Within this world lies threads, chains, media which can all be absorbed, laughed at, and then sent on. Architects of my generation, who grew up straddling the worlds of closed book theory and open-source technology, have taken to this new form of image-based understanding enthusiastically. Popular Instagram pages such as Dank Lloyd Wright – an account with a knack for in-jokes and humorous asides about architecture – create communities of like-minded people. That account uses its reach to advocate for the importance of free time and to question the morals and ethics which underpin the institutions surrounding architecture.
Memes posted every day range from the surreal (taking a joke based on the movie Zoolander to extremes) to the downright empowering (a meticulous takedown of a precarious job advertised by a star architect).

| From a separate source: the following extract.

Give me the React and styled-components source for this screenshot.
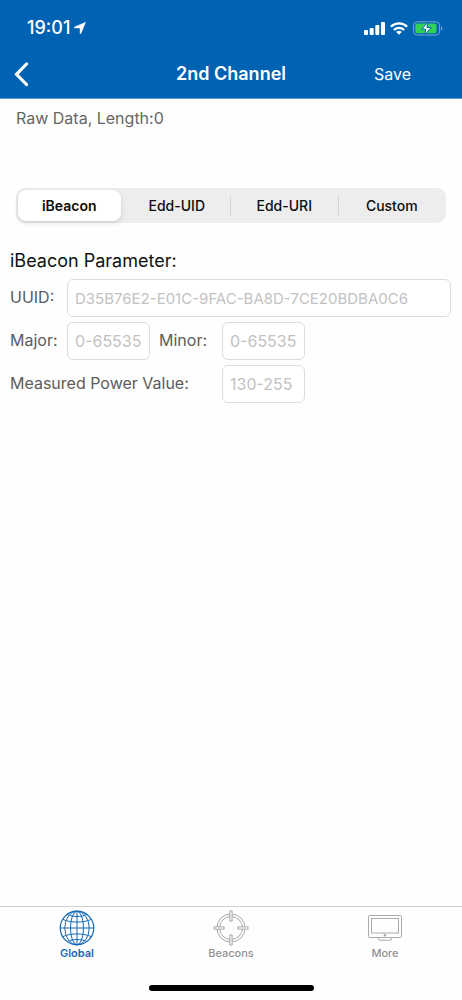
import React, { useState } from "react";
import styled, { createGlobalStyle } from "styled-components";

const GlobalStyle = createGlobalStyle`
  * { box-sizing: border-box; }
  body { margin: 0; background: #fff; font-family: Inter, "Liberation Sans", sans-serif; }
  button, input { font: inherit; }
`;

const Screen = styled.div`
  display: flex;
  flex-direction: column;
  min-height: 100vh;
  background: #fefefe;
`;

const Header = styled.header`
  background: #0062b2;
  color: #fff;
  border-bottom: 1px solid #5c9bd0;
`;

const StatusBar = styled.div`
  display: flex;
  align-items: center;
  justify-content: space-between;
  height: 52px;
  padding: 4px 19px 0 27px;
`;

const Clock = styled.div`
  display: flex;
  align-items: center;
  gap: 4px;
  font-size: 18px;
  line-height: 24px;
  font-weight: 500;
`;

const StatusIcons = styled.div`
  display: flex;
  align-items: center;
  gap: 5px;
`;

const NavBar = styled.div`
  display: grid;
  grid-template-columns: 1fr auto 1fr;
  align-items: center;
  height: 46px;
  padding: 0 14px 2px;
`;

const NavSide = styled.div`
  display: flex;
  justify-content: ${(p) => (p.$end ? "flex-end" : "flex-start")};
  padding-right: ${(p) => (p.$end ? "37px" : "0")};
`;

const Title = styled.h1`
  margin: 0;
  font-size: 18px;
  line-height: 24px;
  font-weight: 600;
`;

const NavButton = styled.button`
  display: flex;
  align-items: center;
  border: 0;
  padding: 0;
  background: none;
  color: inherit;
  font-size: 16px;
  line-height: 24px;
`;

const Main = styled.main`
  flex: 1;
  padding-top: 7px;
`;

const RawData = styled.p`
  margin: 0 16px 58px;
  color: #666;
  font-size: 16px;
  line-height: 24px;
`;

const Segments = styled.fieldset`
  display: flex;
  gap: 5px;
  height: 35px;
  min-width: 0;
  margin: 0 16px;
  padding: 2px 3px 2px 2px;
  border: 0;
  border-radius: 9px;
  background: #ededee;
`;

const Segment = styled.label`
  position: relative;
  display: flex;
  flex: 1;
  align-items: center;
  justify-content: center;
  border-radius: 8px;
  font-size: 14px;
  line-height: 20px;
  font-weight: ${(p) => (p.$active ? 600 : 500)};
  color: #0c0c0c;
  background: ${(p) => (p.$active ? "#fff" : "transparent")};
  box-shadow: ${(p) => (p.$active ? "0 2px 5px rgba(0, 0, 0, 0.14)" : "none")};
  cursor: pointer;

  &::before {
    content: "";
    position: absolute;
    left: -3px;
    top: 6px;
    bottom: 6px;
    width: 1px;
    background: ${(p) => (p.$divider ? "#d2d2d4" : "transparent")};
  }
`;

const HiddenRadio = styled.input`
  position: absolute;
  inset: 0;
  margin: 0;
  opacity: 0;
`;

const Form = styled.form`
  padding: 25px 11px 0 10px;
`;

const SectionTitle = styled.h2`
  margin: 0 0 5px;
  font-size: 18px;
  line-height: 26px;
  font-weight: 400;
  color: #111;
`;

const Fields = styled.div`
  display: grid;
  grid-template-columns: 57px 83px 72px 83px 1fr;
  grid-auto-rows: 38px;
  row-gap: 5px;
`;

const FieldLabel = styled.label`
  grid-column: ${(p) => p.$column};
  align-self: center;
  padding-bottom: 3px;
  padding-left: ${(p) => (p.$inset ? "9px" : "0")};
  font-size: 16px;
  line-height: 24px;
  white-space: nowrap;
  color: #5c5c5c;
`;

const Field = styled.input`
  grid-column: ${(p) => p.$column};
  width: 100%;
  min-width: 0;
  padding: 0 4px 0 7px;
  border: 1px solid #dcdcdc;
  border-radius: 6px;
  background: #fff;
  color: #333;
  font-size: ${(p) => (p.$long ? "15px" : "16px")};
  outline-color: #0062b2;

  &::placeholder { color: #c2c2c2; opacity: 1; }
`;

const TabBar = styled.nav`
  display: flex;
  height: 79px;
  border-top: 1px solid #d0d0d0;
`;

const Tab = styled.a`
  display: flex;
  flex: 1;
  flex-direction: column;
  align-items: center;
  padding-top: 3px;
  font-size: 11px;
  line-height: 14px;
  font-weight: ${(p) => (p.$active ? 600 : 500)};
  color: ${(p) => (p.$active ? "#1668b5" : "#929292")};
  text-decoration: none;
`;

const HomeIndicator = styled.div`
  width: 165px;
  height: 6px;
  margin: 0 auto 9px;
  border-radius: 3px;
  background: #000;
`;

const LocationArrow = () => (
  <svg width="12" height="12" viewBox="0 0 12 12" aria-hidden="true">
    <path d="M11.6.3 6.9 11.6c-.2.5-.9.4-.9-.1V6H.6C0 6-.1 5.300.4 5.100z" fill="#fff" stroke="#fff" strokeWidth=".4" strokeLinejoin="round" />
  </svg>
);

const BackIcon = () => (
  <svg width="15" height="25" viewBox="0 0 15 25" fill="none" aria-hidden="true">
    <path d="M12.5 2 2.5 12.300l10 10.200" stroke="#fff" strokeWidth="3.2" strokeLinecap="round" strokeLinejoin="miter" />
  </svg>
);

const SignalIcon = () => (
  <svg width="21" height="13" viewBox="0 0 21 13" fill="#fff" aria-hidden="true">
    <rect x="0" y="8" width="4" height="5" rx="1" />
    <rect x="5.7" y="6" width="4" height="7" rx="1" />
    <rect x="11.3" y="3" width="4" height="10" rx="1" />
    <rect x="17" y="0" width="4" height="13" rx="1" />
  </svg>
);

const WifiIcon = () => (
  <svg width="18" height="13" viewBox="0 0 18 13" fill="none" stroke="#fff" strokeWidth="2.3" aria-hidden="true">
    <path d="M.9 4.7a11.6 11.6 0 0 1 16.2 0M3.9 8a7.4 7.4 0 0 1 10.2 0" />
    <path d="M9 12.8 6.2 10a4 4 0 0 1 5.6 0z" fill="#fff" stroke="none" />
  </svg>
);

const BatteryIcon = () => (
  <svg width="30" height="15" viewBox="0 0 30 15" aria-hidden="true">
    <rect x=".6" y=".8" width="26" height="13.2" rx="3.8" fill="none" stroke="#78abd5" />
    <rect x="2.3" y="2.5" width="21.2" height="9.8" rx="2.2" fill="#32d158" />
    <path d="M28 5.2c1.8.8 1.8 3.6 0 4.4z" fill="#78abd5" />
    <path d="m15.2.8-6.4 7.4h4.1l-1.4 6 6.7-7.8h-4.3z" fill="#fff" stroke="#0062b2" strokeWidth="1" />
  </svg>
);

const GlobeIcon = () => (
  <svg width="36" height="36" viewBox="0 0 36 36" fill="none" stroke="currentColor" aria-hidden="true">
    <circle cx="18" cy="18" r="16.8" strokeWidth="1.2" />
    <ellipse cx="18" cy="18" rx="12.2" ry="16.8" />
    <ellipse cx="18" cy="18" rx="6.5" ry="16.8" />
    <path d="M18 1.2v33.6M1.2 18h33.6M3.6 9.3C11 13 25 13 32.4 9.3M3.6 26.7C11 23 25 23 32.4 26.7M8.2 4.5c6 2.7 13.6 2.7 19.6 0M8.2 31.5c6-2.7 13.6-2.7 19.6 0" />
  </svg>
);

const TargetIcon = () => (
  <svg width="36" height="36" viewBox="0 0 36 36" fill="none" stroke="#a8a8a8" aria-hidden="true">
    <circle cx="18" cy="18" r="14.1" />
    <circle cx="18" cy="18" r="11.5" />
    <g fill="#fefefe">
      <rect x="16.9" y="1" width="2.2" height="10" />
      <rect x="16.9" y="25" width="2.2" height="10" />
      <rect x="1" y="16.9" width="10" height="2.2" />
      <rect x="25" y="16.9" width="10" height="2.2" />
    </g>
  </svg>
);

const MonitorIcon = () => (
  <svg width="36" height="36" viewBox="0 0 36 36" fill="none" stroke="#aaa" aria-hidden="true">
    <rect x="1.5" y="5.5" width="33" height="22" rx="1.2" />
    <rect x="4.5" y="8.5" width="27" height="14.500" />
    <circle cx="18" cy="25.200" r=".9" fill="#a0a0a0" />
    <path d="M11.500 27.700v1.200c0 .9.5 1.300 1.300 1.300h10.400c.8 0 1.300-.4 1.300-1.300v-1.200" />
  </svg>
);

const formats = ["iBeacon", "Edd-UID", "Edd-URI", "Custom"];

const tabs = [
  { name: "Global", Icon: GlobeIcon },
  { name: "Beacons", Icon: TargetIcon },
  { name: "More", Icon: MonitorIcon },
];

export default function App() {
  const [format, setFormat] = useState(0);
  const [tab, setTab] = useState("Global");

  return (
    <Screen>
      <GlobalStyle />
      <Header>
        <StatusBar>
          <Clock>19:01<LocationArrow /></Clock>
          <StatusIcons><SignalIcon /><WifiIcon /><BatteryIcon /></StatusIcons>
        </StatusBar>
        <NavBar>
          <NavSide>
            <NavButton type="button" aria-label="Back"><BackIcon /></NavButton>
          </NavSide>
          <Title>2nd Channel</Title>
          <NavSide $end>
            <NavButton type="submit" form="beacon-form">Save</NavButton>
          </NavSide>
        </NavBar>
      </Header>

      <Main>
        <RawData>Raw Data, Length:0</RawData>
        <Segments aria-label="Format">
          {formats.map((name, i) => (
            <Segment key={name} $active={i === format} $divider={i > 0 && i !== format && i !== format + 1}>
              <HiddenRadio type="radio" name="format" checked={i === format} onChange={() => setFormat(i)} />
              {name}
            </Segment>
          ))}
        </Segments>

        <Form id="beacon-form" onSubmit={(e) => e.preventDefault()}>
          <SectionTitle>iBeacon Parameter:</SectionTitle>
          <Fields>
            <FieldLabel htmlFor="uuid" $column="1">UUID:</FieldLabel>
            <Field id="uuid" $column="2 / -1" $long placeholder="D35B76E2-E01C-9FAC-BA8D-7CE20BDBA0C6" />
            <FieldLabel htmlFor="major" $column="1">Major:</FieldLabel>
            <Field id="major" $column="2" inputMode="numeric" placeholder="0-65535" />
            <FieldLabel htmlFor="minor" $column="3" $inset>Minor:</FieldLabel>
            <Field id="minor" $column="4" inputMode="numeric" placeholder="0-65535" />
            <FieldLabel htmlFor="power" $column="1 / 4">Measured Power Value:</FieldLabel>
            <Field id="power" $column="4" inputMode="numeric" placeholder="130-255" />
          </Fields>
        </Form>
      </Main>

      <TabBar>
        {tabs.map(({ name, Icon }) => (
          <Tab key={name} href={`#${name.toLowerCase()}`} $active={name === tab} onClick={() => setTab(name)}>
            <Icon />
            {name}
          </Tab>
        ))}
      </TabBar>
      <HomeIndicator />
    </Screen>
  );
}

The page has its own mantra – sleep 8-10 hours every night – something which, though utterly simple, deliberately provokes the culture which surrounds architectural production, of long-hours and self-sacrifice.

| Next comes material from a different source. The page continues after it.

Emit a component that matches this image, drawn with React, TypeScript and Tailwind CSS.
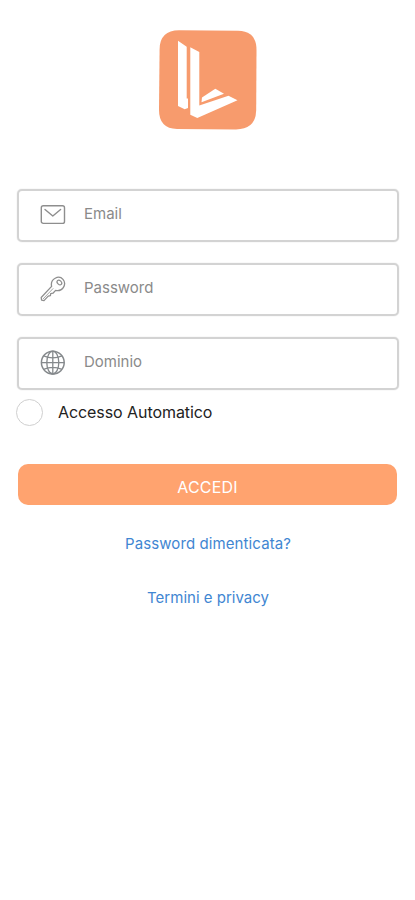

Dank Lloyd Wright is acting as a whistle blower on the abuse students and workers have suffered from their respective institutions
Pages such as BOysfirm, Socially Condensed and sssscavvvv appear on my Instagram feed and instantly stick out; there is no order to the grid of images, no intention of subscribing to the aestheticized image-making that Instagram usually supports. If social media is increasingly geared towards the commodification of things, memes can offer a method of undermining the aesthetics and ethics we have become accustomed to.
While the stereotype of the architect relies on an invisible army of workers assisting an individual genius — usually old, white and male – the networks of meme pages are run by collectives of anonymous admins and sharers but typically have no figurehead. This position offers an objective criticism never seen before in architecture, in which platforms can be u sed to instantly offer feedback.

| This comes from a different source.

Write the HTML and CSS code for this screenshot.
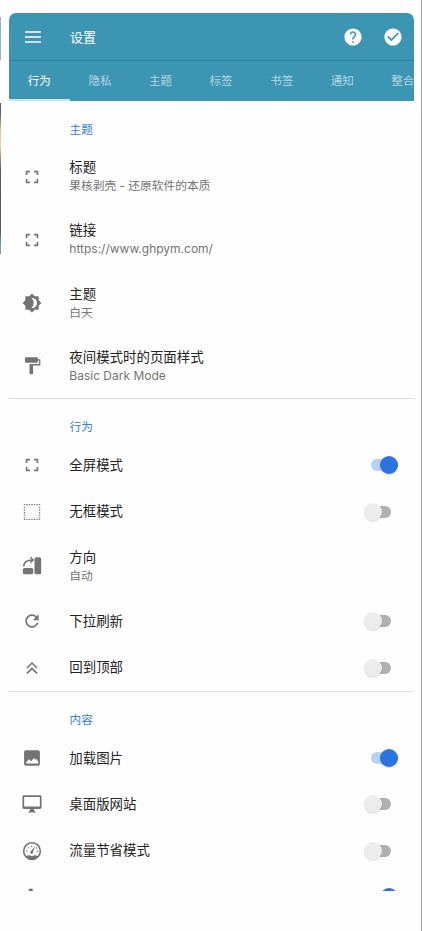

In a world in which the role of architects feels increasingly under threat from the forces of development, memes offer a sanctuary, a reminder that others share the same values. As a form of social commentary they offer not only explanations of the politics which surround architecture, but also a tool for activism, an online space where individuals can become participating citizens in the world of architecture. And as a form of communication they are remarkably powerful: if a picture can speak a thousand words, a meme undoubtedly offers even more.
We all are bearing witness to a new turn of events; Dank Lloyd Wright is acting as a whistle blower on the abuse students and workers have suffered from their respective institutions. The page’s 64,000 followers are becoming more actively engaged with taking a stand against the cultures we have inherited, learning to expect more from the precarious positions we are placed in.
The social platforms of the internet, though governed by profit, can still provide ample space for interaction and mobilisation, where we take stock, criticise and imagine a world in which the architect is also an engaged citizen. Conversations in the form of funny, punchy memes can co-ordinate the necessary effort to reinvent our structures of practice and open up our institutions. The future starts with undoing the culture of overtime and creating a caring, empathetic mode of education and practice, one meme at a time.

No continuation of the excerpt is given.